Normally our hospital challenge days go really well; but this week not so!I have learnt a few things the hard way, like when our trains were all screwed up and it took an hour longer than normal to get to the hospital. This week I learnt something new – ALWAYS take a spare set of clothes for your child, no matter how old they are!
Aars vommed pretty violently all over himself covering his T-shirt and jeans and I didn’t have any spare clothes for him.
So here is my hospital challenge day checklist, especially if you think it is going to be a challenge – like white fish and chickpeas were for us!
- Any food the hospital has asked you to provide for the food challenge
- A promise of a reward at the end of the day/weekend if they make it through the challenge
- Scrummy snacks to enjoy after completing each part of the challenge – as a reward – but NOT too filling!
- Food you know your child likes, to hide the taste of the challenge food. We tend to use flat bread and tomato ketchup and need to do it bit by bit – not a huge sarnie, but in bite-sized bits with a bit of the challenge food (e.g. 1 chickpea) wrapped in a tiny piece of flatbread with a drop of ketchup on. Otherwise Aars just eats the bread from around the challenge food. The most bizarre disguise we saw was when a child absolutely would not try a prawn. Her mum popped down to M&S bought some chocolate profiteroles which she then hid the prawns in! The daughter happily wolfed them down! Whatever works!
- Water to help get the new food down
- Something to distract your child and calm them while they eat the challenge food – relaxing music on your iPod WITH headphones is a good one.
- A good book/magazine/games whilst they wait between the challenge stages otherwise they are gonna get bored – it’s a looooong day (hospital challenge days & allergy clinics are the only time Aars has unlimited screen time)
- A spare set of clothes incase they puke 🙁
- Wet-wipes to clean up as much of the mess as possible
- Plastic bag for puked clothes to go in
I think it’s important that you appear calm and confident too! Leave lots of time for travel so that you are not stressed about getting there on time. It is a big mental shift for your child to try a food that historically has made them very ill and so it’s vital as parents to be (or seem) relaxed, affirming and encouraging. I have to say that I didn’t help the situation this time at the challenge day as I was pretty shocked by the amount of whole chickpeas Aars was expected to eat at the final stage!

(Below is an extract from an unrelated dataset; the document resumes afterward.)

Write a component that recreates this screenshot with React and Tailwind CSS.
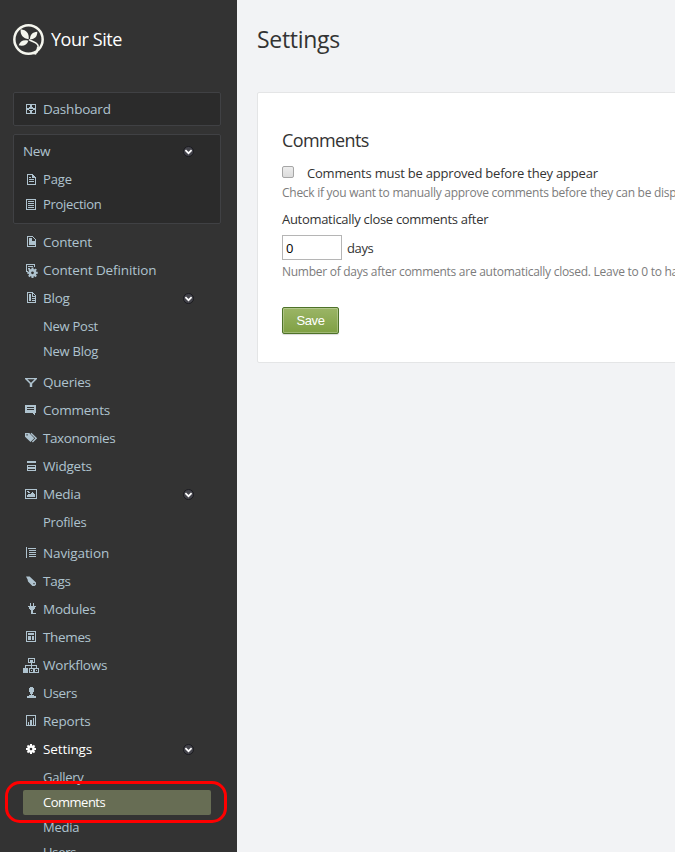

We have to travel a long way to get to the hospital, it takes 2 hours each way IF all the trains are running on time… so even if it all goes well it’s a long and tiring day. Thus for all the challenge days we had during term time last year (and there were many) – we ensured that they were on a Friday so he would be able to relax the next day. Because we were going to hospital for challenge days pretty much every Friday in the Autumn term, his school provided us with all his work for the day. We did most of it on the train journey in, and at the very start of his appointment, when the food is on his lip and the tiny amount of the first oral challenge. After that he was able to enjoy his iPad and tunes.
The food challenge days are really worth enduring! They have enabled us to introduce so many foods into Aars diet as he has been losing others due to the Silver Birch Pollen cross-reactions. Also we have been really blessed by the lovely team at the Royal Free who know the children really well and genuinely care about them. I will never forget the shock/wonder/awe I felt when Aars had his first ever food challenge less than a year ago. It was baked milk (a nibble of a malted milk biscuit) and he was fine!!!! I could NOT believe it! It was incredible – so there are really lovely and good experiences in there too.
Peace to you as you journey this path of progress with your child avoiding anaphylaxis.